A 80 ans, elle est une figure devenue incontournable, voire indétrônable, de la scène politique américaine. Mais la démocrate Nancy Pelosi a eu chaud. Réélue, mais de justesse, lors de la première session de travail du 117e Congrès américain, dimanche 3 janvier 2021, elle est reconduite comme "speaker" (oratrice, ndlr) pour les deux ans à venir. L’élue de Californie a obtenu 216 voix contre 209 pour son rival républicain Kevin McCarthy. Tous les élus républicains présents ont voté pour ce dernier, tandis que cinq élus démocrates n’ont pas donné leur vote à Nancy Pelosi. Elle emmènera derrière elle une courte majorité à la Chambre, rétrécie après les élections de novembre dernier.
[Notre travail #ForThePeople continue, même face à cette crise sans précédent. ]
 
Les 435 sièges des élus de la chambre basse ont été en partie renouvelés en même temps que le scrutin présidentiel. La Constitution prévoit qu’un nouveau Congrès prête serment tous les deux ans le 3 janvier, d’où cette rare session pendant un week-end. 

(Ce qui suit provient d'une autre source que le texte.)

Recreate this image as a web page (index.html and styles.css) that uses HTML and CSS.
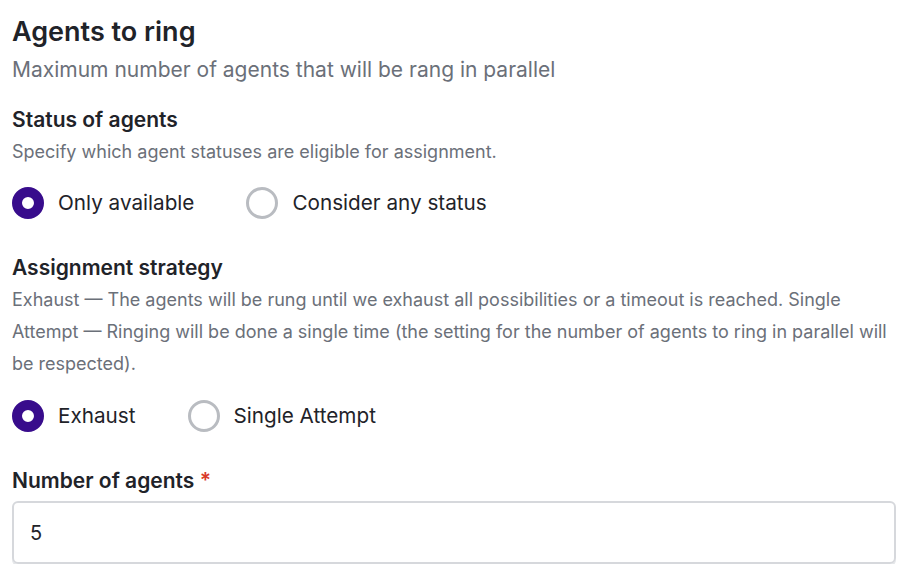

Les nouveaux arrivants à ce 117e Congrès de l’histoire des États-Unis sont au nombre de 59, dont par exemple la démocrate Nikema Williams et, à l’autre extrémité de l’échiquier politique, la représentante républicaine Marjorie Taylor Greene, favorable au mouvement conspirationniste QAnon, toutes deux élues de Géorgie.

Bras de fer avec Donald Trump

Le 3 janvier 2019, lors du 116e Congrès américain (435 nouveaux élus à la Chambre des représentants, désormais contrôlée par les démocrates dont un record d'élues femmes retrouvez ici notre article> Elections de Midterms aux Etats-Unis : les femmes font la différence), Nancy Pelosi obtenait 220 voix, contre 192 pour le candidat des républicains, qui était déjà comme en 2021, Kevin McCarthy. 
 
Promettons que lorsque nous ne serons pas d’accord, nous nous respecterons et nous respecterons la vérité.
Nancy Pelosi
"Nous ne nous faisons pas d’illusions, notre travail ne sera pas facile, a-t-elle déclaré , Mais promettons que lorsque nous ne serons pas d’accord, nous nous respecterons et nous respecterons la vérité." Elle prête serment entourée de ses petits-enfants et des enfants d’autres élus venus assister à la cérémonie.

Ce vote sonnait alors  comme une belle revanche. La démocrate avait été la première femme à occuper le perchoir en 2007 et ce jusqu'en 2010.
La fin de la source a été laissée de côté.